I was driving across the plains of Western Nebraska after attending a wedding in Ohio during the weekend. I was tired of my CDs, so I decided to listen to the radio.

I heard everybody’s opinion on who was the favorite and who was going to get upset.

Of course, nobody guessed the same.

Then, on Tuesday and Wed-nesday, I watched too much SportsCenter. ESPN had at least four guys filling out their own brackets every show.

When it came to making my own predictions, everybody else’s ideas were making things fuzzy.

I would go to write a team in and I’d hear Digger Phelps, Dick Vitale and Andy Katz over and over in my head.

The voices almost made me tear up my bracket several times, but I managed to fill out three of them.

All three brackets have themes. There’s my “heart” bracket, in which I picked the teams I wanted to win. Yes, Kansas won that bracket.

Then there was the “upset city” bracket. I picked at least one No. 11 vs. No. 3 upset, two No. 12 vs.
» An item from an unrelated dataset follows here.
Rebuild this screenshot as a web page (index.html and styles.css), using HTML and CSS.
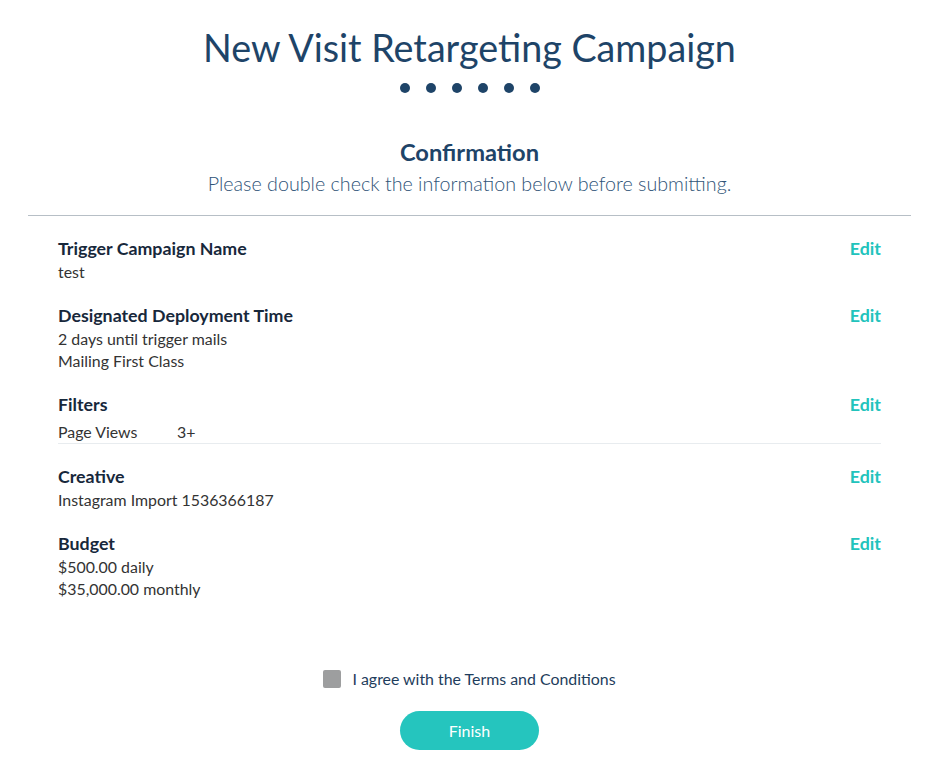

No. 5s, and a couple of No. 10 vs. No. 7 overthrows.

My final bracket was the “best guess” bracket. This one was the bracket that was for the group I had to pay the most money to join.

Despite the haunting voices I haven’t done too poorly so far, though there were two women in our office pool — who admittedly know next to nothing about basketball — with better brackets than me through the first eight games.

But things worked out by Friday. Those two have fallen off a bit, and I was 20 for 24 in my picks through the afternoon.

In my Yahoo bracket (best guess bracket), I was 19 for 24 and tied for second place.

In the ESPN Tournament Challenge Bracket (upset city bracket), I was 21 for 24, which put me in 358,379th place Friday afternoon. I don’t think I’m going to win that one.

I know, I know, the first round doesn’t hold much weight in the long run. The Sweet 16 and beyond is when accuracy counts.

That’s why sometime next week is the time to ask me “How’s your bracket?”

If I don’t respond, it’s because the voices in my head are telling me to remain quiet.